▸ EXTRACTED DATA
◇ ◇ ◇ ◇ ◇ ◇ ◇

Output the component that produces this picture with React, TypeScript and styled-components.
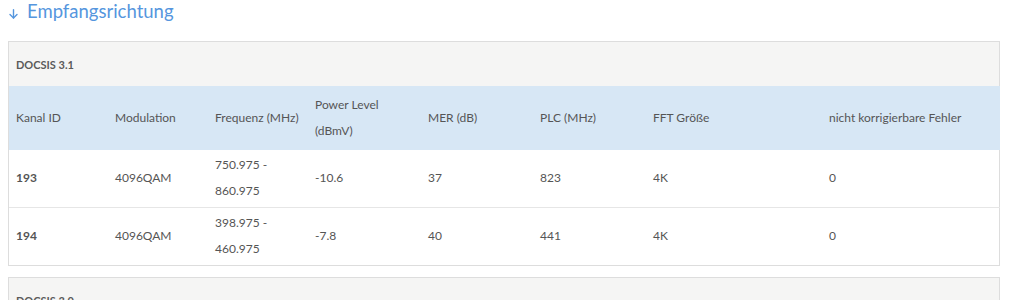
import React from 'react';
import styled, { createGlobalStyle } from 'styled-components';

const GlobalStyle = createGlobalStyle`
  body {
    margin: 0;
    background: #fff;
    font-family: Lato, "Open Sans", sans-serif;
    color: #555;
  }
`;

const Page = styled.div`
  padding: 0 13px 0 8px;
`;

const SectionTitle = styled.h2`
  margin: 0;
  height: 41px;
  display: flex;
  align-items: flex-start;
  font-size: 18.5px;
  font-weight: 400;
  color: #5596de;
  line-height: 23px;
`;

const ArrowIcon = styled.svg`
  width: 9px;
  height: 10px;
  margin: 9px 9px 0 1px;
  flex: none;
`;

const Panel = styled.div`
  border: 1px solid #ddd;
  margin-bottom: 11px;
`;

const PanelHeading = styled.div`
  background: #f5f5f4;
  height: 44px;
  padding: 0 7px;
  display: flex;
  align-items: center;
  font-size: 11px;
  font-weight: 700;
  color: #5a5a5a;
`;

const Table = styled.table`
  width: 100%;
  border-collapse: collapse;
  table-layout: fixed;
  font-size: 12px;
`;

const HeadCell = styled.th`
  background: #d7e7f5;
  text-align: left;
  font-weight: 400;
  color: #555;
  line-height: 26px;
  padding: 6px 7px;
  vertical-align: middle;
`;

const Row = styled.tr`
  border-top: 1px solid #e6e6e6;
  &:first-child {
    border-top: none;
  }
`;

const Cell = styled.td<{ $bold?: boolean }>`
  line-height: 26px;
  padding: 2px 7px 3px;
  vertical-align: middle;
  font-weight: ${p => (p.$bold ? 700 : 400)};
  color: #555;
`;

const widths = [99, 100, 100, 113, 112, 113, 176, 178];

const headers = [
  'Kanal ID',
  'Modulation',
  'Frequenz (MHz)',
  'Power Level (dBmV)',
  'MER (dB)',
  'PLC (MHz)',
  'FFT Größe',
  'nicht korrigierbare Fehler',
];

const rows = [
  ['193', '4096QAM', '750.975 - 860.975', '-10.6', '37', '823', '4K', '0'],
  ['194', '4096QAM', '398.975 - 460.975', '-7.8', '40', '441', '4K', '0'],
];

const App = () => (
  <>
    <GlobalStyle />
    <Page>
      <SectionTitle>
        <ArrowIcon viewBox="0 0 9 10" fill="none" stroke="currentColor" strokeWidth="1.4" strokeLinecap="round" strokeLinejoin="round">
          <path d="M4.5 0.8V9" />
          <path d="M1 5.6L4.5 9L8 5.6" />
        </ArrowIcon>
        Empfangsrichtung
      </SectionTitle>
      <Panel>
        <PanelHeading>DOCSIS 3.1</PanelHeading>
        <Table>
          <colgroup>
            {widths.map((w, i) => (
              <col key={i} style={{ width: w }} />
            ))}
          </colgroup>
          <thead>
            <tr>
              {headers.map(h => (
                <HeadCell key={h}>{h}</HeadCell>
              ))}
            </tr>
          </thead>
          <tbody>
            {rows.map(r => (
              <Row key={r[0]}>
                {r.map((c, i) => (
                  <Cell key={i} $bold={i === 0}>{c}</Cell>
                ))}
              </Row>
            ))}
          </tbody>
        </Table>
      </Panel>
      <Panel>
        <PanelHeading>DOCSIS 3.0</PanelHeading>
      </Panel>
    </Page>
  </>
);

export default App;
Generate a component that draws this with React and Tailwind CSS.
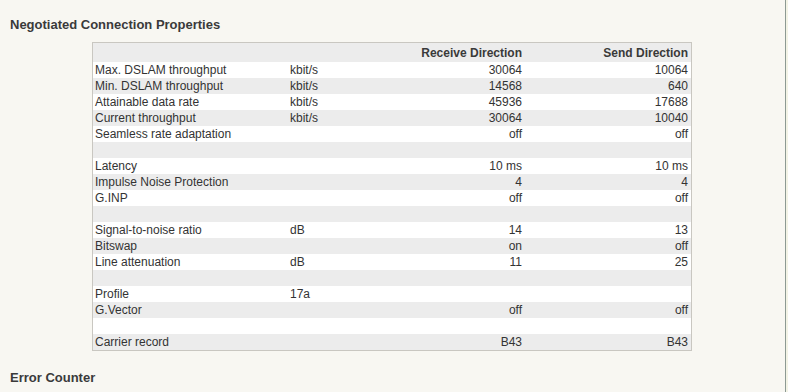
const rows = [
  ['Max. DSLAM throughput', 'kbit/s', '30064', '10064'],
  ['Min. DSLAM throughput', 'kbit/s', '14568', '640'],
  ['Attainable data rate', 'kbit/s', '45936', '17688'],
  ['Current throughput', 'kbit/s', '30064', '10040'],
  ['Seamless rate adaptation', '', 'off', 'off'],
  ['', '', '', ''],
  ['Latency', '', '10 ms', '10 ms'],
  ['Impulse Noise Protection', '', '4', '4'],
  ['G.INP', '', 'off', 'off'],
  ['', '', '', ''],
  ['Signal-to-noise ratio', 'dB', '14', '13'],
  ['Bitswap', '', 'on', 'off'],
  ['Line attenuation', 'dB', '11', '25'],
  ['', '', '', ''],
  ['Profile', '17a', '', ''],
  ['G.Vector', '', 'off', 'off'],
  ['', '', '', ''],
  ['Carrier record', '', 'B43', 'B43'],
]

function App() {
  return (
    <div className="flex h-[392px] w-[788px] overflow-hidden bg-[#f8f7f2] font-['Liberation_Sans',Arial,sans-serif] text-[#333333]">
      <div className="w-[785px] pt-[17px]">
        <h2 className="pl-[10px] text-[13px] font-bold leading-[16px] text-[#3a3a3a]">
          Negotiated Connection Properties
        </h2>
        <div className="ml-[92px] mt-[9px] w-[600px] border border-[#c9c7c1] text-[12px] leading-[16px]">
          <div className="grid h-[19px] grid-cols-[197px_100px_136px_165px] items-center bg-[#ececec] font-bold text-[#3a3a3a]">
            <span></span>
            <span></span>
            <span className="pr-[4px] text-right">Receive Direction</span>
            <span className="pr-[3px] text-right">Send Direction</span>
          </div>
          {rows.map((r, i) => (
            <div
              key={i}
              className={`grid h-[16px] grid-cols-[197px_100px_136px_165px] items-center ${i % 2 === 0 ? 'bg-white' : 'bg-[#ececec]'}`}
            >
              <span className="pl-[2px] whitespace-nowrap">{r[0]}</span>
              <span>{r[1]}</span>
              <span className="pr-[4px] text-right">{r[2]}</span>
              <span className="pr-[3px] text-right">{r[3]}</span>
            </div>
          ))}
        </div>
        <h2 className="mt-[19px] pl-[10px] text-[13px] font-bold leading-[16px] text-[#3a3a3a]">
          Error Counter
        </h2>
      </div>
      <div className="w-[1px] bg-[#8d9a93]"></div>
      <div className="w-[2px] bg-[#f3f3e6]"></div>
    </div>
  )
}

export default App
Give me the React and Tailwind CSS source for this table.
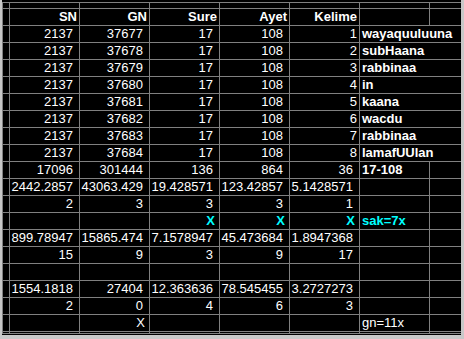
import React from "react";

const C = "cyan";
const rows = [
  // [cells for cols SN, GN, Sure, Ayet, Kelime], word, type
  { t: "h", v: ["SN", "GN", "Sure", "Ayet", "Kelime"] },
  { v: ["2137", "37677", "17", "108", "1"], w: "wayaquuluuna", k: true },
  { v: ["2137", "37678", "17", "108", "2"], w: "subHaana", k: true },
  { v: ["2137", "37679", "17", "108", "3"], w: "rabbinaa", k: true },
  { v: ["2137", "37680", "17", "108", "4"], w: "in", k: true },
  { v: ["2137", "37681", "17", "108", "5"], w: "kaana", k: true },
  { v: ["2137", "37682", "17", "108", "6"], w: "wacdu", k: true },
  { v: ["2137", "37683", "17", "108", "7"], w: "rabbinaa", k: true },
  { v: ["2137", "37684", "17", "108", "8"], w: "lamafUUlan", k: true },
  { v: ["17096", "301444", "136", "864", "36"], w2: "17-108" },
  { v: ["2442.2857", "43063.429", "19.428571", "123.42857", "5.1428571"] },
  { v: ["2", "3", "3", "3", "1"] },
  { v: ["", "", "X", "X", "X"], x: true, w3: "sak=7x" },
  { v: ["899.78947", "15865.474", "7.1578947", "45.473684", "1.8947368"] },
  { v: ["15", "9", "3", "9", "17"] },
  { v: ["", "", "", "", ""] },
  { v: ["1554.1818", "27404", "12.363636", "78.545455", "3.2727273"] },
  { v: ["2", "0", "4", "6", "3"] },
  { v: ["", "X", "", "", ""], w4: "gn=11x" },
  { t: "p", v: ["", "", "", "", ""] },
];

function Cell({ children, className = "" }) {
  return (
    <div className={"bg-black whitespace-nowrap text-[13px] leading-[16px] " + className}>
      {children}
    </div>
  );
}

export default function App() {
  return (
    <div className="w-[464px] h-[339px] bg-[#c8c8c8] pl-[2px] pr-[3px] pb-[4px] flex font-['Liberation_Sans',Arial,sans-serif] text-white overflow-hidden">
      <div className="flex-1 bg-black pt-[2px] overflow-hidden">
        <div className="grid grid-cols-[6px_repeat(6,69px)_1fr] grid-rows-[5px_repeat(19,16px)_1px] gap-px bg-[#808080] pl-px pt-px pb-px">
          {/* top strip */}
          <Cell />
          <Cell />
          <Cell />
          <Cell />
          <Cell />
          <Cell />
          <Cell />
          <Cell />
          {rows.map((r, i) => {
            const out = [<Cell key={"a" + i} />];
            if (r.t === "h") {
              r.v.forEach((s, j) =>
                out.push(
                  <Cell key={i + "-" + j} className="text-right pr-[2px] font-bold">
                    {s}
                  </Cell>
                )
              );
              out.push(<Cell key={i + "w"} />, <Cell key={i + "z"} />);
              return out;
            }
            r.v.forEach((s, j) => {
              let cls = "text-right pr-[6px]";
              if (r.k && j === 4) cls = "text-right pr-[2px]";
              if (s === "X" && r.x) cls = "text-right pr-[4px] font-bold text-[#00ffff]";
              if (s === "X" && !r.x) cls = "text-right pr-[4px]";
              out.push(
                <Cell key={i + "-" + j} className={cls}>
                  {s}
                </Cell>
              );
            });
            if (r.k) {
              out.push(
                <Cell key={i + "w"} className="col-span-2 pl-[2px] font-bold">
                  {r.w}
                </Cell>
              );
            } else {
              let w = null;
              let cls = "pl-[2px]";
              if (r.w2) {
                w = r.w2;
                cls += " font-bold";
              }
              if (r.w3) {
                w = r.w3;
                cls += " font-bold text-[#00ffff]";
              }
              if (r.w4) w = r.w4;
              out.push(
                <Cell key={i + "w"} className={cls}>
                  {w}
                </Cell>,
                <Cell key={i + "z"} />
              );
            }
            return out;
          })}
        </div>
      </div>
    </div>
  );
}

◇ ◇ ◇ ◇ ◇ ◇ ◇

▸ REQUIRED TASK
Give only a number: how many lines of the data hold the string "this"?

▸ THE RESPONSE
3